The appointed researchers are Kristen Bennett (Northern Arizona University), Aleksandra Gawronska (Catholic University of America), Timothy Glotch (SUNY Stony Brook), Paul Hayne (University of Colorado Boulder), Erica Jawin (Smithsonian Institution), Jeannette Luna (Tennessee Technological University), Sabrina Martinez (Johnson Space Center), Jamie Molaro, Hanna Sizemore and Catherine Weitz (all of the Planetary Science Institute). They will operate under project scientist Noah Petro and deputy project scientist Padi Boyd, supporting the inaugural Artemis geology team led by Brett Denevi of the Johns Hopkins University Applied Physics Laboratory. The team’s responsibilities span pre‑mission planning, real‑time science operations during the landing, and post‑mission analysis, targeting high‑priority questions such as the Moon’s impact history and the distribution of shallow ice deposits within permanently shadowed craters that coexist with peaks of near‑constant illumination.
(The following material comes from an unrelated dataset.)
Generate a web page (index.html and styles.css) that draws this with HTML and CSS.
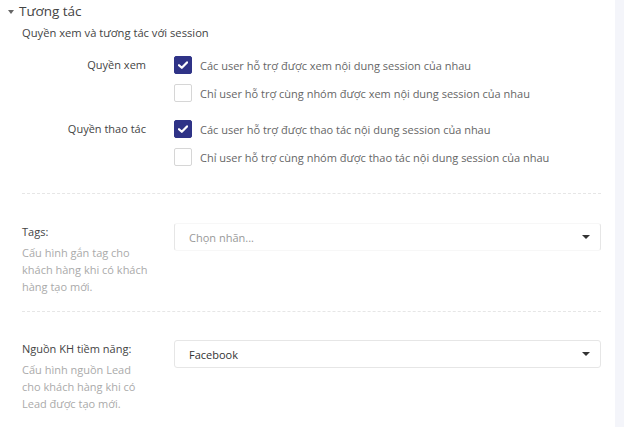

Integrating these scientists into Artemis reflects NASA’s broader strategy to embed rigorous scientific inquiry within human‑exploration missions, establishing operational processes that will scale to increasingly complex lunar surface and subsurface investigations. By leveraging the unique capabilities of astronauts on the South‑Pole terrain, the program aims to generate data that supports sustained lunar presence, informs economic utilization of lunar resources, and creates a validated pathway for future crewed missions to Mars. The effort builds on lessons from the Apollo era while positioning Artemis as a cornerstone of the current “Golden Age” of lunar exploration.